- [Problem requirements]: Gather each line of the records where "styles" appears.

- [Dataset]:
━━━━━━━━━━

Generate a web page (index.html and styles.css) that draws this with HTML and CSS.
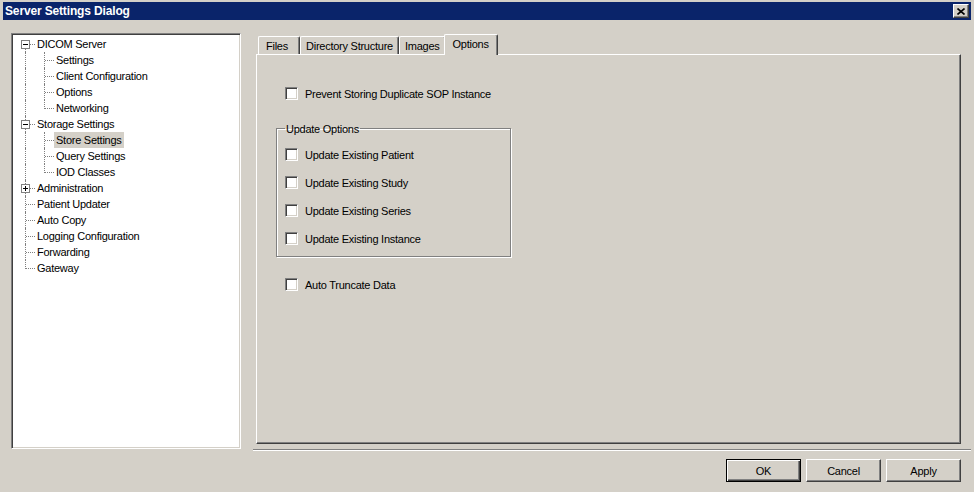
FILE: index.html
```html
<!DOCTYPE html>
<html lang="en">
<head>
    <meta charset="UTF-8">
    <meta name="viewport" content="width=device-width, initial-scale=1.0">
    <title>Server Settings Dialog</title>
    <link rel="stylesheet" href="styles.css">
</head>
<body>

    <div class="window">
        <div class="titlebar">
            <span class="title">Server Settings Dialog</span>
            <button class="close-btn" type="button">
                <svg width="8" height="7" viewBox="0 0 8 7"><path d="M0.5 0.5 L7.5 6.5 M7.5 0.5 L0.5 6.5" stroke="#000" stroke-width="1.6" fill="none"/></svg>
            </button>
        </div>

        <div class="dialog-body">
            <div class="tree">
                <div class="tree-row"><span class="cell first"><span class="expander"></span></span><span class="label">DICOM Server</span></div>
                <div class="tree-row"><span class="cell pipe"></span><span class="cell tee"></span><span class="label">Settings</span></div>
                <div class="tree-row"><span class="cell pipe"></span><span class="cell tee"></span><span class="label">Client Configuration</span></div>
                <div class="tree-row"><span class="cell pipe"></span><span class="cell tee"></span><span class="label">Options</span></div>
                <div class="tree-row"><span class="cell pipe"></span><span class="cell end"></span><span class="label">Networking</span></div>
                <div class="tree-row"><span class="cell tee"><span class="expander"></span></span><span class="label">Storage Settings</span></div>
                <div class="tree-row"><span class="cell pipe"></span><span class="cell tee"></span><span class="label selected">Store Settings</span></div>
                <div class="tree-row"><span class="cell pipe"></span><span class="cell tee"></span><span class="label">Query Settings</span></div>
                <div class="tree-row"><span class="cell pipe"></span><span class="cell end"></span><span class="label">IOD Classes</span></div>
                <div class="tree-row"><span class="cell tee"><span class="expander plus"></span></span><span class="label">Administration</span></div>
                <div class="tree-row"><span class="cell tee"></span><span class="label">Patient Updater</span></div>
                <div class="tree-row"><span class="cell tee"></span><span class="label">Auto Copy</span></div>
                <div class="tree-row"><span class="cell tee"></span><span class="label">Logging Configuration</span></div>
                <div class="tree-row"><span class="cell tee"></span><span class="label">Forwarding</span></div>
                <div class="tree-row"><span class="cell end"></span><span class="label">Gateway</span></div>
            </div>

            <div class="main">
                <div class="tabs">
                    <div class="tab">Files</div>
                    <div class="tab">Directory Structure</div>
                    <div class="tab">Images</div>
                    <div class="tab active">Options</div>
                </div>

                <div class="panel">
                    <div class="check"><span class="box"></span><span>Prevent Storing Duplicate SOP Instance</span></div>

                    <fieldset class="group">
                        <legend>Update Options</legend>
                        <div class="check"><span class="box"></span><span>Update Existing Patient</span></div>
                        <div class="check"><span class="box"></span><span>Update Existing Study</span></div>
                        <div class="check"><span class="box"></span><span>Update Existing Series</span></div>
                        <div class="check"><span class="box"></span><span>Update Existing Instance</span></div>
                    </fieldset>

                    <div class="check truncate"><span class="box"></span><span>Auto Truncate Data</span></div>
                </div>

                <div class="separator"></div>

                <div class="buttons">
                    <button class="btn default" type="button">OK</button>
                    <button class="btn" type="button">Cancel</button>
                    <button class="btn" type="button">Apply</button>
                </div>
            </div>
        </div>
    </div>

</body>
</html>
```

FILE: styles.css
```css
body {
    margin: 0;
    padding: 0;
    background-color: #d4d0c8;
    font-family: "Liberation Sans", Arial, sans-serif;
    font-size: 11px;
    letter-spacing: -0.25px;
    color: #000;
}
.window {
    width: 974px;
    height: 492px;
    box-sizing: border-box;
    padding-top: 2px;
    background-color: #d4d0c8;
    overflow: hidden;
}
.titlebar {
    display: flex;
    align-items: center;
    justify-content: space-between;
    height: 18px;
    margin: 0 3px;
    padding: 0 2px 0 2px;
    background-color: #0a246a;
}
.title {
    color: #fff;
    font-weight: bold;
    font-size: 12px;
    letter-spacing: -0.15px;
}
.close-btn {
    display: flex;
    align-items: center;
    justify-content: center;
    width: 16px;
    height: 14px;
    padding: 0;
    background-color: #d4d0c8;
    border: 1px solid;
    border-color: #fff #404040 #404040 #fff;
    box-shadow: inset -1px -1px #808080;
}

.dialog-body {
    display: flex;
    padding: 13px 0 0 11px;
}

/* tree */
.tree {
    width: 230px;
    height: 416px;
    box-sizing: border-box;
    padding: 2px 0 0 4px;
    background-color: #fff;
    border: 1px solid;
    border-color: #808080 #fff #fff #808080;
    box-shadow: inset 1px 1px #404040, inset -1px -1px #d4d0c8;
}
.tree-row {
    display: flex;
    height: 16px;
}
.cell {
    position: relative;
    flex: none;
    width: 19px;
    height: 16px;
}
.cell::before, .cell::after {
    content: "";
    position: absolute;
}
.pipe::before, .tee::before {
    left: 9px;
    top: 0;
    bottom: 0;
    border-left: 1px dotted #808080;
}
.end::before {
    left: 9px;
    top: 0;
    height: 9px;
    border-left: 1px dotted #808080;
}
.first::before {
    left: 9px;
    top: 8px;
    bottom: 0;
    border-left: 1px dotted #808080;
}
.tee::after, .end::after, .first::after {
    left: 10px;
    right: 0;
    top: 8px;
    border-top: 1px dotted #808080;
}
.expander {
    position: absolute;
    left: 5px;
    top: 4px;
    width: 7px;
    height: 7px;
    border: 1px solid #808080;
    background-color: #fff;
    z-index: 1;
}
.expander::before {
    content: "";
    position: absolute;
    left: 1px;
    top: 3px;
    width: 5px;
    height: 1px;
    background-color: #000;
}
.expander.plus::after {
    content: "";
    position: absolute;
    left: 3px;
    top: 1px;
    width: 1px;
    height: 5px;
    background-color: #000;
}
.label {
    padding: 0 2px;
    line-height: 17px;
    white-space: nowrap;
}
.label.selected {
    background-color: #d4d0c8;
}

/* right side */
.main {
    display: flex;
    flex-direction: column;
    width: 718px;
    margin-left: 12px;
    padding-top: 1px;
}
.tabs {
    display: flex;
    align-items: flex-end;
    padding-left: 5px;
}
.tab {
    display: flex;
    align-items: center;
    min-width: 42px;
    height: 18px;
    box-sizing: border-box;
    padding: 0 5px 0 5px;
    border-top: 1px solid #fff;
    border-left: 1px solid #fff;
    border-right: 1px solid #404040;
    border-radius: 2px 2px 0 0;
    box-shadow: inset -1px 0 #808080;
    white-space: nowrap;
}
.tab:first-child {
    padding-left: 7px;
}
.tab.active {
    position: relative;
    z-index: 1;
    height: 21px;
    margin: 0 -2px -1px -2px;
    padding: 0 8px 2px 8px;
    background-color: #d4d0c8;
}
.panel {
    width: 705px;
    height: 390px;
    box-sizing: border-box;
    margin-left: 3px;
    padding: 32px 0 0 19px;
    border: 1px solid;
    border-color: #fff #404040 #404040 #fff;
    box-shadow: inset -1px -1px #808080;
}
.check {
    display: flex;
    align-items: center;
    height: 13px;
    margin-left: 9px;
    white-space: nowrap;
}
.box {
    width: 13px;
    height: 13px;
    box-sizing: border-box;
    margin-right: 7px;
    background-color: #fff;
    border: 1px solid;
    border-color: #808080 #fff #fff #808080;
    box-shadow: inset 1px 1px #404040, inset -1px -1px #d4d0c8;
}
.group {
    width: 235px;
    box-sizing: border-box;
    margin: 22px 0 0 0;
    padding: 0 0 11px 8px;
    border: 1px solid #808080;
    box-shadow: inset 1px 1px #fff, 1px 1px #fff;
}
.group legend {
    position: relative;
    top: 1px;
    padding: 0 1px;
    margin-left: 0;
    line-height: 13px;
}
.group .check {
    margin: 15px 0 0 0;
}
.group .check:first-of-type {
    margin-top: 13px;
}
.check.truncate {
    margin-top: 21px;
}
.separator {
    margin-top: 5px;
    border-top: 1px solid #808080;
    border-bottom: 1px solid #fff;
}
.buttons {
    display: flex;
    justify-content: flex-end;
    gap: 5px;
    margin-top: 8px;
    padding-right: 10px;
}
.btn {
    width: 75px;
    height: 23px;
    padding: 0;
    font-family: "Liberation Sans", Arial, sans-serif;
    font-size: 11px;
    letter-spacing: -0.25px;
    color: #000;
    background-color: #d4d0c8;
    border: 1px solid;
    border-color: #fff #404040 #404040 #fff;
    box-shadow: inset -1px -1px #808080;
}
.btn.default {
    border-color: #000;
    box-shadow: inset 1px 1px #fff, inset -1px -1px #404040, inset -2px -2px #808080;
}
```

━━━━━━━━━━

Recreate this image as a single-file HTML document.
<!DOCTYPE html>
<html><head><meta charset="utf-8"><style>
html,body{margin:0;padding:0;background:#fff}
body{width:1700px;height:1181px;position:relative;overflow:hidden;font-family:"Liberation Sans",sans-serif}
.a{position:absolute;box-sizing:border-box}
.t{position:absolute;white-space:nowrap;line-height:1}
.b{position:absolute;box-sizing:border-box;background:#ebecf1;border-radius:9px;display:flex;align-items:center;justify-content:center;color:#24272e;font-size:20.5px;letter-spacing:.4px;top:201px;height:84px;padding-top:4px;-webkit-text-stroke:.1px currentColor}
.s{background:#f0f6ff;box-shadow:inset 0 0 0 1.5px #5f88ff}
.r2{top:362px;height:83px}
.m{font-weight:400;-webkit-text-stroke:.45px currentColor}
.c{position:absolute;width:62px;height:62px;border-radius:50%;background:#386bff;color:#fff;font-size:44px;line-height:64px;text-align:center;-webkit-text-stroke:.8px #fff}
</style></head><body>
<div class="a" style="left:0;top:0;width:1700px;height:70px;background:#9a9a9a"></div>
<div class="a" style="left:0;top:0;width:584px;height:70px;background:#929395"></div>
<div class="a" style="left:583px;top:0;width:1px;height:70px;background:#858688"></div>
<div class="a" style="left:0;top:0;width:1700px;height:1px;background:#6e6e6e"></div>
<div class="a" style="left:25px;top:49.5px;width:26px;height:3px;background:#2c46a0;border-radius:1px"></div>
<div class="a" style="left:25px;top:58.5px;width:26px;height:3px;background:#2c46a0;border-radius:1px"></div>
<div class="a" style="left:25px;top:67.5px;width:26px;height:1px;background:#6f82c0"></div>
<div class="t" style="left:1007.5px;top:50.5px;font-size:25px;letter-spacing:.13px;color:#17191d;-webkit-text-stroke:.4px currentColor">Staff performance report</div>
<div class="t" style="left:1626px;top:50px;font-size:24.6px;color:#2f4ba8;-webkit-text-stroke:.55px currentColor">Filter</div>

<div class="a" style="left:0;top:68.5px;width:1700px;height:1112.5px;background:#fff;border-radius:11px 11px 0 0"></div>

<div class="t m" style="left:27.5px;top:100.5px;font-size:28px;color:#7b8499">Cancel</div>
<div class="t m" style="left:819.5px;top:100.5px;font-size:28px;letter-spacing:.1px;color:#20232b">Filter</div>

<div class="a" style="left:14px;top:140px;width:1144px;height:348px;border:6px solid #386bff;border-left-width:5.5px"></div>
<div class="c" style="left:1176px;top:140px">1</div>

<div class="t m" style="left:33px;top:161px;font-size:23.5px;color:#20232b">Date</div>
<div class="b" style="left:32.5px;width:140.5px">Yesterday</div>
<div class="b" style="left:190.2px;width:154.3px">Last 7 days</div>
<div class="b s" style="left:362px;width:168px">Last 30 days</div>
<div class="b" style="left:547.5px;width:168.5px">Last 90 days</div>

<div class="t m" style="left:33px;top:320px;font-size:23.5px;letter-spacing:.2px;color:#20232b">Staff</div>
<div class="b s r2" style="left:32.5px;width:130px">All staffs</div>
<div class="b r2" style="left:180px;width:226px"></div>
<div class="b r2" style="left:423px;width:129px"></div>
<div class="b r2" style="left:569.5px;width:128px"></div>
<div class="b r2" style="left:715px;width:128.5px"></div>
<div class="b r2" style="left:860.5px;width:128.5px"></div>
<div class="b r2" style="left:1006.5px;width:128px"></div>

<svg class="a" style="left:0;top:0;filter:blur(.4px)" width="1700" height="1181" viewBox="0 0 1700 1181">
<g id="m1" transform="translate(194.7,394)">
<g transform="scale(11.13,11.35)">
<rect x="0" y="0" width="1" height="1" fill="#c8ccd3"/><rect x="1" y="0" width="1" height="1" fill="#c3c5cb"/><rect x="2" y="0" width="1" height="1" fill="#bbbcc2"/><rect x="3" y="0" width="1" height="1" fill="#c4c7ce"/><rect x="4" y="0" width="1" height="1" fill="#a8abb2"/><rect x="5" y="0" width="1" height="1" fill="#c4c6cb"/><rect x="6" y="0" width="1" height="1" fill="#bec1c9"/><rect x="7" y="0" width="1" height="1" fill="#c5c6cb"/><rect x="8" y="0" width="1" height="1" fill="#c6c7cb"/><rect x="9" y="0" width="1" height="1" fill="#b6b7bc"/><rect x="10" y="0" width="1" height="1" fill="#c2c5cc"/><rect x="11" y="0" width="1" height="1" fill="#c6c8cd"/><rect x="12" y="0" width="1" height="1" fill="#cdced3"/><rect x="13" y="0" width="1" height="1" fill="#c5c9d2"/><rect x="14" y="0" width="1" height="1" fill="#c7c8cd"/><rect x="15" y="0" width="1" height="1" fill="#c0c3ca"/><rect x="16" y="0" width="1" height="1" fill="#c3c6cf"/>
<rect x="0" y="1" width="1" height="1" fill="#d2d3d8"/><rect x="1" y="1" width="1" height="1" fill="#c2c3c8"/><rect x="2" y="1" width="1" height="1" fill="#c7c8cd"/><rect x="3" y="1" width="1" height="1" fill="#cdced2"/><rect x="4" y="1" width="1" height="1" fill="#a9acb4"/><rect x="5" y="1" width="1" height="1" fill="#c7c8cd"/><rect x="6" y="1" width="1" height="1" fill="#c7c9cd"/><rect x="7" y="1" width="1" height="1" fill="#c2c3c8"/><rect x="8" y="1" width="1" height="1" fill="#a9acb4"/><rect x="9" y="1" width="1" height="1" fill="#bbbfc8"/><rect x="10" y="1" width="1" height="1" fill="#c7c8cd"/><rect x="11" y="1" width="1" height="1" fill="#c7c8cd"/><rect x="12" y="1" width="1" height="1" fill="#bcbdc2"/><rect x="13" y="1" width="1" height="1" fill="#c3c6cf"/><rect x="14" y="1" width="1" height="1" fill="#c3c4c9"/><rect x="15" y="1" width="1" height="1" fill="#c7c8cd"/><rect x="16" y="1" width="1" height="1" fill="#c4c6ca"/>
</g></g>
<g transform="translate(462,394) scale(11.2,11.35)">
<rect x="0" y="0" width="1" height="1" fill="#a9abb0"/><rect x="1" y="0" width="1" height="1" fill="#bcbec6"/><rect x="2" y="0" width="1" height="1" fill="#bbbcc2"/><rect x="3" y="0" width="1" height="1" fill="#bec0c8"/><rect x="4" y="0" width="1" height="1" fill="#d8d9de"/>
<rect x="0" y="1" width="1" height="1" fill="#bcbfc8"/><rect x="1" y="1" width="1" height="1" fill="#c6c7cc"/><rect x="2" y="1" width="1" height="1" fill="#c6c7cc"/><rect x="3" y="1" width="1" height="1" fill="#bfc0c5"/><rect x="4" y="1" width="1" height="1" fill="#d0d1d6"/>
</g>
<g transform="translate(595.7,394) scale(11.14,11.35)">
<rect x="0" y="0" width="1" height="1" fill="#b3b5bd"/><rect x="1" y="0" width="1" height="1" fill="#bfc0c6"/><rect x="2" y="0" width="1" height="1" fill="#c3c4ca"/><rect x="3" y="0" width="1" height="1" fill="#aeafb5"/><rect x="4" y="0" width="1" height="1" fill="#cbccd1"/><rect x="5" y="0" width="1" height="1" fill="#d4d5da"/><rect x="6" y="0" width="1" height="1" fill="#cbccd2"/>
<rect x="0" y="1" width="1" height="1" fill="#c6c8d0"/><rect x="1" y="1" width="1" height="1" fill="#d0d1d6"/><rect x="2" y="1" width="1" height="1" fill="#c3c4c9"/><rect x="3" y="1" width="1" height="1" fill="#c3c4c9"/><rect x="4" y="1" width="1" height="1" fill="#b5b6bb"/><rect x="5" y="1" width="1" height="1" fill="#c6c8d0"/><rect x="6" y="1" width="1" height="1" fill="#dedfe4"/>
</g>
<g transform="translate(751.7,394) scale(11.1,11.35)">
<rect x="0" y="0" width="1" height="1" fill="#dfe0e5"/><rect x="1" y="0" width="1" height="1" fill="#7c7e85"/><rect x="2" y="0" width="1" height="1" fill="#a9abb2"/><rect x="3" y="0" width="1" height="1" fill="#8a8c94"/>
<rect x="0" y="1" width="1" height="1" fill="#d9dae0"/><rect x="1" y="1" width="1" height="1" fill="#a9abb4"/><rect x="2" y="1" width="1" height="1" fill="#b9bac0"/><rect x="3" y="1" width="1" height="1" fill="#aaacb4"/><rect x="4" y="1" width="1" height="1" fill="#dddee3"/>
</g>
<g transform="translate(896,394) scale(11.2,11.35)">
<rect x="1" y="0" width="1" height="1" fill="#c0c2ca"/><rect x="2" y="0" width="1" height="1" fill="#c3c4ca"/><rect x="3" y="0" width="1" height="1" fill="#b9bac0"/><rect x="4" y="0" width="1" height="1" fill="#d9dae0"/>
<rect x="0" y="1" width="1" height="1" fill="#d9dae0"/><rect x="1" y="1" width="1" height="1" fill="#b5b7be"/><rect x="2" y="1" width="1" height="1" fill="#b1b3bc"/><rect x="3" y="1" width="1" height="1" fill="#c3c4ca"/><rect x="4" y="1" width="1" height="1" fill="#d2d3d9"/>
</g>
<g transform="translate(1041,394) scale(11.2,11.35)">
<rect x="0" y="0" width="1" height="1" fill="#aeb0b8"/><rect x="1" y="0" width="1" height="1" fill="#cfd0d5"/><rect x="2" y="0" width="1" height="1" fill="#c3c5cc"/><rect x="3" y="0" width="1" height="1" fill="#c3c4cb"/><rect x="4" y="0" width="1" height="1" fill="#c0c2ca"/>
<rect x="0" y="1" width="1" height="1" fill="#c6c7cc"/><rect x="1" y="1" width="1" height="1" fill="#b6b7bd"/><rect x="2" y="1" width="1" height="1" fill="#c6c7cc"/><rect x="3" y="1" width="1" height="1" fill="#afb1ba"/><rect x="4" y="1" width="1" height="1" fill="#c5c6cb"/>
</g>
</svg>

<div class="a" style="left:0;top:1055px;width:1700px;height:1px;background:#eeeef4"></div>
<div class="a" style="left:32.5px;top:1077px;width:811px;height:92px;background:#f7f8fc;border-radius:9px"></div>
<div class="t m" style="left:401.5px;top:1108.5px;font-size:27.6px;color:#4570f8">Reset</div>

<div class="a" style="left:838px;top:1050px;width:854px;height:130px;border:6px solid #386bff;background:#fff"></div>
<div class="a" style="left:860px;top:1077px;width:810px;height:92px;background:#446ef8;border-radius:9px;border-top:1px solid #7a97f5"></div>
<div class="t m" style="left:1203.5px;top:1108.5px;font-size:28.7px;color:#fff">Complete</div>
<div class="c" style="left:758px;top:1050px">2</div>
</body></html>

━━━━━━━━━━

- [Task output]:
Generate a web page (index.html and styles.css) that draws this with HTML and CSS.
    <link rel="stylesheet" href="styles.css">
FILE: styles.css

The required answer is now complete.